Gratefully included, then, are training modes for many of the ships and vehicles. It also makes the best use of any game-install I’ve seen. Not dormantly waiting for your game to calibrate itself, but actively practicing and acquainting yourself for the time when your role as Darth Vader comes. May as well let us do something while we wait.
However this also brings to mind the conspicuous absences lingering over this game: why is there no singleplayer? It’s a little puzzling considering the circumstances. Battlefront 2 simply reused its multiplayer maps within narrative context, along with a turn-based galactic conquest mode. I see little reason why this rendition couldn’t do the same, except to coincide with Episode VII. Star Wars has been annualised anyhow – I’m sure our pockets could have waited for the greater good, had DICE chosen to take some extra time to add a singleplayer mode.

I’ve hinted before that Battlefront achieves the perfect picture of Star Wars. Ordinarily I wouldn’t mention technical aspects like graphics and audio unless otherwise notable. But I kind of have to now, because they are. This game looks and sounds stupidly good, and this is the ace in its hole. Take away the pretty looks, the expressive sound of a turbo laser, paint it with a different shade, and the allure goes too. Battlefront bets everything on fantasy-fulfilment, and it gets this so pristinely right. I only wish there was more.

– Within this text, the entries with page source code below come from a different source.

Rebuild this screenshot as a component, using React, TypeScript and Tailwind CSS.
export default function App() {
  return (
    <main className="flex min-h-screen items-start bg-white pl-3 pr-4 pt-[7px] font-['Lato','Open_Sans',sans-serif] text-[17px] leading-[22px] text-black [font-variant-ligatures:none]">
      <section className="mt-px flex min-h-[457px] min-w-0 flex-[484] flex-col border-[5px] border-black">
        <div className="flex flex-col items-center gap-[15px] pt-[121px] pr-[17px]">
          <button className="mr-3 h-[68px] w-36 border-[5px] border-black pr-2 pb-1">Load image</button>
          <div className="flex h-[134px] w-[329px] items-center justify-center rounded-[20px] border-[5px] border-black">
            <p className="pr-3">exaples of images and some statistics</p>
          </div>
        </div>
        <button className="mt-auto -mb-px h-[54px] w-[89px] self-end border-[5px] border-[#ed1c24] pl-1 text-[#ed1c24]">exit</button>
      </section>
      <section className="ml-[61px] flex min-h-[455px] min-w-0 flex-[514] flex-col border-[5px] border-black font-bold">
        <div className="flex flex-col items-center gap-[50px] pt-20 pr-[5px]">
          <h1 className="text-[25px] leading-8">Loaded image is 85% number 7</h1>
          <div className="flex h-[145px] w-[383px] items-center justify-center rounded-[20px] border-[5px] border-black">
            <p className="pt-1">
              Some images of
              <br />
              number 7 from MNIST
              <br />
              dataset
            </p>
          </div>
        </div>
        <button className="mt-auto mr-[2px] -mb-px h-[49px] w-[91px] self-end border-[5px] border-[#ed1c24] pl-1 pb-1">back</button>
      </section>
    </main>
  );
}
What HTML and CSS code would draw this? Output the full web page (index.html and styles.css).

At risk of repeating other reviews, Battlefront has the form of a Star Wars game that feels like it’s still in the making. Whether from time constraints or by design, every ostensible grandeur and moment of fantasy it does so well to impress can be experienced with a day off. Its glamour and gloss only makes more regretful how little there is. After a ten-year hiatus, Battlefront is only a figment of what it wanted to be.